This is the final weekend before Christmas, and at least in this column now is not the time to address the problems of the world. They’ll keep.
Instead, it’s a good time to encourage some rest and relaxation and cultivate the right holiday mood. Who needs to spend Christmas all tuckered out?
And what better way to frame one’s mind than spending quality time with a book? Seriously.
There are many books about Christmas, and if you want to read something along those lines, I would recommend one written by a guy named Luke. He said it best; and in an incredibly few number of words in just two chapters. You may recall the start of Chapter 2: “Now it happened that at this time Caesar Augustus issued a decree that a census should be made of the whole inhabited world …”
But Dickens excepted, I find most other books about Christmas to be kind of sappy. There are, however, some really good books that have Christmas-related scenes. And some are set in New Mexico.
So that’s what I’m recommending to get you in the proper spirit before the holidays.
My favorite Christmas scene in a non-holiday book is in Rudolfo Anaya’s classic, “Bless Me, Ultima.” It’s a minor part of the book and wasn’t even included in the movie – much to my chagrin. Anaya paints a very funny – if slightly sacrilegious – picture of what can happen when a storm drops a heavy blanket of snow the day of the annual Christmas pageant, and only the naughty boys show up and so must play all the roles.
There is a bit of cussing, mostly in Spanish, but if you want a New Mexico book for young kids, also by Anaya, you can always direct them to “The Farolitos of Christmas,” which was illustrated by noted New Mexico artist Edward Gonzales. If you live in New Mexico, you should become exposed to the works of both Anaya and Gonzales. You just should.
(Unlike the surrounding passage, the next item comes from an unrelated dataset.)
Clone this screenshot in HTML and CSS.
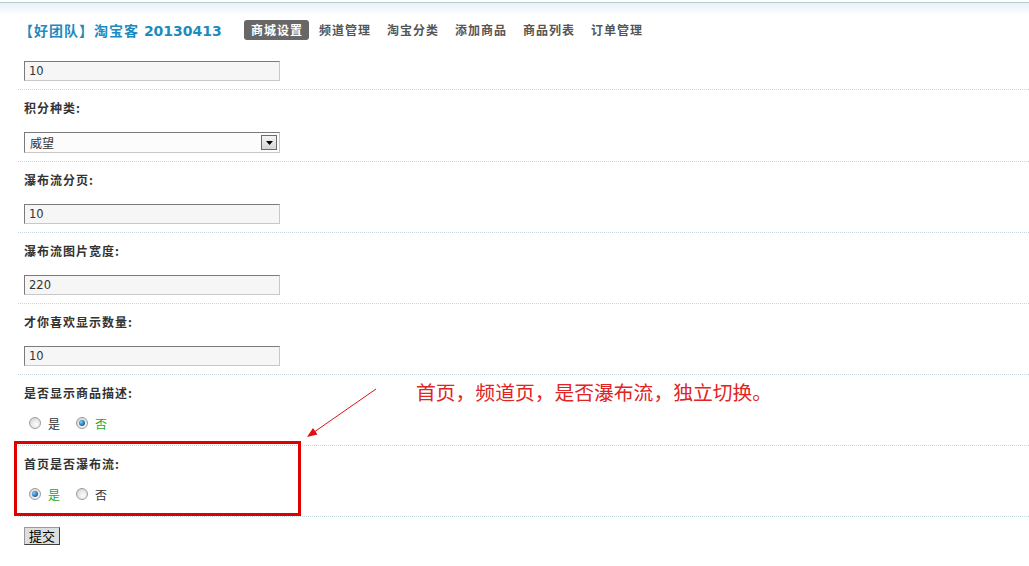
FILE: index.html
```html
<!DOCTYPE html>
<html lang="zh-CN">
<head>
<meta charset="utf-8">
<title>商城设置</title>
<link rel="stylesheet" href="styles.css">
</head>
<body>
<div class="page">
  <header class="header">
    <h1 class="title"><span class="title-cn">【好团队】淘宝客</span> <span class="title-num">20130413</span></h1>
    <nav class="nav">
      <a class="nav-item active">商城设置</a>
      <a class="nav-item">频道管理</a>
      <a class="nav-item">淘宝分类</a>
      <a class="nav-item">添加商品</a>
      <a class="nav-item">商品列表</a>
      <a class="nav-item">订单管理</a>
    </nav>
  </header>

  <form class="form">
    <div class="item first">
      <div class="field"><input class="text" type="text" value="10"></div>
    </div>
    <div class="item">
      <div class="label">积分种类:</div>
      <div class="field">
        <div class="select-wrap">
          <select class="select"><option>威望</option></select>
          <span class="select-btn"><svg width="7" height="4" viewBox="0 0 7 4"><path d="M0 0h7L3.5 4z" fill="#000"/></svg></span>
        </div>
      </div>
    </div>
    <div class="item">
      <div class="label">瀑布流分页:</div>
      <div class="field"><input class="text" type="text" value="10"></div>
    </div>
    <div class="item">
      <div class="label">瀑布流图片宽度:</div>
      <div class="field"><input class="text" type="text" value="220"></div>
    </div>
    <div class="item">
      <div class="label">才你喜欢显示数量:</div>
      <div class="field"><input class="text" type="text" value="10"></div>
    </div>
    <div class="item">
      <div class="label">是否显示商品描述:</div>
      <div class="field radios">
        <label class="opt"><span class="radio"></span>是</label>
        <label class="opt on"><span class="radio checked"></span>否</label>
      </div>
    </div>
    <div class="item">
      <div class="label">首页是否瀑布流:</div>
      <div class="field radios">
        <label class="opt on"><span class="radio checked"></span>是</label>
        <label class="opt"><span class="radio"></span>否</label>
      </div>
    </div>
    <div class="submit-row"><button class="btn" type="button">提交</button></div>
  </form>

  <div class="note">首页，频道页，是否瀑布流，独立切换。</div>
  <svg class="arrow" width="1029" height="566" viewBox="0 0 1029 566">
    <line x1="376" y1="389" x2="312" y2="433.5" stroke="#e01010" stroke-width="1"/>
    <polygon points="307,437 317.5,434.5 313,428" fill="#e01010"/>
  </svg>
  <div class="highlight"></div>
</div>
</body>
</html>
```

FILE: styles.css
```css
html, body {
  margin: 0;
  padding: 0;
}

body {
  background: #fff linear-gradient(to bottom, #fff 0, #fff 2px, #b4ced5 2px, #b4ced5 3px, #e6f1f9 3px, #fff 15px) no-repeat;
  background-size: 100% 15px;
  font-family: "DejaVu Sans", "Noto Sans CJK SC", sans-serif;
  font-size: 12px;
  color: #333;
}

.page {
  position: relative;
  width: 1029px;
  height: 566px;
  overflow: hidden;
}

.header {
  display: flex;
  align-items: center;
  padding: 20px 0 0 19px;
  height: 20px;
}

.title {
  margin: 0;
  width: 225px;
  font-size: 14px;
  font-weight: bold;
  color: #1d8bbf;
  line-height: 20px;
  white-space: nowrap;
}

.title-cn {
  font-family: "Noto Sans CJK SC", sans-serif;
  letter-spacing: 1px;
}

.title-num {
  font-family: "DejaVu Sans", sans-serif;
}

.nav {
  display: flex;
  gap: 3px;
}

.nav-item {
  display: block;
  height: 20px;
  line-height: 20px;
  padding: 0 6px 0 7px;
  border-radius: 3px;
  font-family: "Noto Sans CJK SC", sans-serif;
  font-size: 12px;
  font-weight: bold;
  letter-spacing: 1px;
  color: #555;
}

.nav-item.active {
  background: #676767;
  color: #fff;
}

.form {
  margin: 0 0 0 18px;
}

.item {
  padding: 9px 0 8px 6px;
  border-bottom: 1px dotted #c3d9df;
}

.item.first {
  padding-top: 21px;
}

.label {
  height: 18px;
  line-height: 18px;
  font-weight: bold;
  color: #333;
  letter-spacing: 1px;
  font-family: "Noto Sans CJK SC", sans-serif;
}

.field {
  margin-top: 15px;
}

.item.first .field {
  margin-top: 0;
}

.text {
  display: block;
  box-sizing: border-box;
  width: 256px;
  height: 20px;
  margin: 0;
  padding: 0 4px;
  border: 1px solid;
  border-color: #7b7b7b #c8c8c8 #c8c8c8 #7b7b7b;
  background: #f6f6f6;
  font-family: "DejaVu Sans", sans-serif;
  font-size: 11.5px;
  color: #333;
  outline: none;
}

.select-wrap {
  position: relative;
  width: 256px;
  height: 21px;
}

.select {
  display: block;
  box-sizing: border-box;
  width: 256px;
  height: 21px;
  margin: 0;
  padding: 0 5px;
  border: 1px solid;
  border-color: #7b7b7b #c8c8c8 #c8c8c8 #7b7b7b;
  border-radius: 0;
  background: #fcfcfc;
  -webkit-appearance: none;
  appearance: none;
  font-family: "Noto Sans CJK SC", sans-serif;
  font-size: 12px;
  color: #333;
}

.select-btn {
  position: absolute;
  top: 3px;
  right: 3px;
  box-sizing: border-box;
  width: 16px;
  height: 15px;
  border: 1px solid #6a6a6a;
  background: linear-gradient(#f4f4f4, #d6d6d6);
  display: flex;
  align-items: center;
  justify-content: center;
}

.radios {
  margin-top: 11px;
  height: 20px;
  padding-bottom: 4px;
  display: flex;
  align-items: center;
}

.opt {
  display: flex;
  align-items: center;
  margin-right: 11px;
  font-family: "Noto Sans CJK SC", sans-serif;
  font-size: 12px;
  color: #333;
}

.opt.on {
  color: #22aa22;
}

.radio {
  box-sizing: border-box;
  width: 12px;
  height: 12px;
  margin: 0 7px 0 5px;
  border: 1px solid #9c9c9c;
  border-radius: 50%;
  background: radial-gradient(circle at 60% 65%, #fdfdfd 0, #e9e9e9 45%, #c9c9c9 100%);
  display: flex;
  align-items: center;
  justify-content: center;
}

.radio.checked::after {
  content: "";
  width: 6px;
  height: 6px;
  border-radius: 50%;
  background: radial-gradient(circle at 35% 35%, #8fd0f5 0, #2f84c4 45%, #0f3f78 100%);
}

.submit-row {
  padding: 10px 0 0 6px;
}

.btn {
  display: block;
  box-sizing: border-box;
  width: 36px;
  height: 18px;
  margin: 0;
  padding: 0;
  border: 1px solid;
  border-color: #9a9a9a #404040 #404040 #9a9a9a;
  border-radius: 0;
  background: #dedede;
  font-family: "Noto Sans CJK SC", sans-serif;
  font-size: 13px;
  line-height: 16px;
  color: #000;
}

.note {
  position: absolute;
  left: 416px;
  top: 380px;
  font-family: "Noto Sans CJK SC", sans-serif;
  font-size: 19.8px;
  line-height: 24px;
  color: #e02424;
  white-space: nowrap;
}

.arrow {
  position: absolute;
  left: 0;
  top: 0;
  pointer-events: none;
}

.highlight {
  position: absolute;
  left: 14px;
  top: 441px;
  width: 281px;
  height: 69px;
  border: 3px solid #e00000;
  pointer-events: none;
}
```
Christmas also comes up in two other classics of New Mexico literature: Willa Cather’s “Death Comes for the Archbishop” and John Nichols’ “The Milagro Beanfield War.”
In Cather’s book, Christmas is as bleak as the rest of New Mexico as seen through the eyes of an aristocratic Frenchman assigned to shepherd a rural, forgotten land. Some traditional New Mexico Hispanos now frown upon the book over its outsider Anglo depiction of 19th century life here, just as some people have trouble with the dialect in “Huckleberry Finn.”
But “Death Comes for the Archbishop” remains an excellent piece of writing and is well worth reading. It’s No. 61 on Modern Library’s list of the 100 best English-language novels of the 20th century.
In “The Milagro Beanfield War,” Christmas presents a problem for a dying man and his family. And in fairness, it’s the Anglos who are held up to a less-than-flattering light in this humorous take on water, land grants and other issues unique to the Land of Enchantment.
If you want a total change of pace, Santa Fe author David Morrell is best-known for his fictional account of a Vietnam veteran who was given international fame in a movie starring Sylvester Stallone. The book is “First Blood,” and the veteran is named Rambo. But Morrell has written more than a dozen other action-packed books, including “The Spy Who Came for Christmas.”
This thriller is set on Christmas Eve on Santa Fe’s Canyon Road and involves a baby as well as a woman and child who were victims of domestic violence – and, of course, the Russian mafia. Santa Fe is the City Different.
Christine Barber is a New Mexico mystery writer – why does New Mexico produce so many mystery writers? – who uses Christmas as a backdrop for crime.
In her book “When the Devil Doesn’t Show,” detective Gil Montoya investigates a house fire in which three bodies are found, but only one died in the fire. Expect farolitos and lots of other Santa Fe touches.
New Mexico’s favorite mystery writer, the late Tony Hillerman, didn’t include Christmas in any of his Navajo detective mysteries, but I was reminded by his daughter, Anne, that he did include an interesting winter Zuni Shalako festival scene in “Dancehall of the Dead.”
This harvest celebration occurs each year around Christmastime, though unrelated. Anne Hillerman, by the way, is successfully continuing the stories of her father’s detectives, Joe Leaphorn and Jim Chee, in her own series of mysteries.
On the nonfiction side, author and longtime New Mexico journalist David Roybal, who previously wrote a column for the Albuquerque Journal, presents a touching perspective on what its like to be separated from all you love during the holidays in his latest book, “Manuel of the Americas.” The book covers the real life struggles of a Mexican immigrant who sought work in the United States but was eventually able to return home to his family after securing for them a better life.
There. You have plenty of choices. Now there’s no excuse, unless you tend to procrastinate or actually like shopping in crowds. Happy Christmas.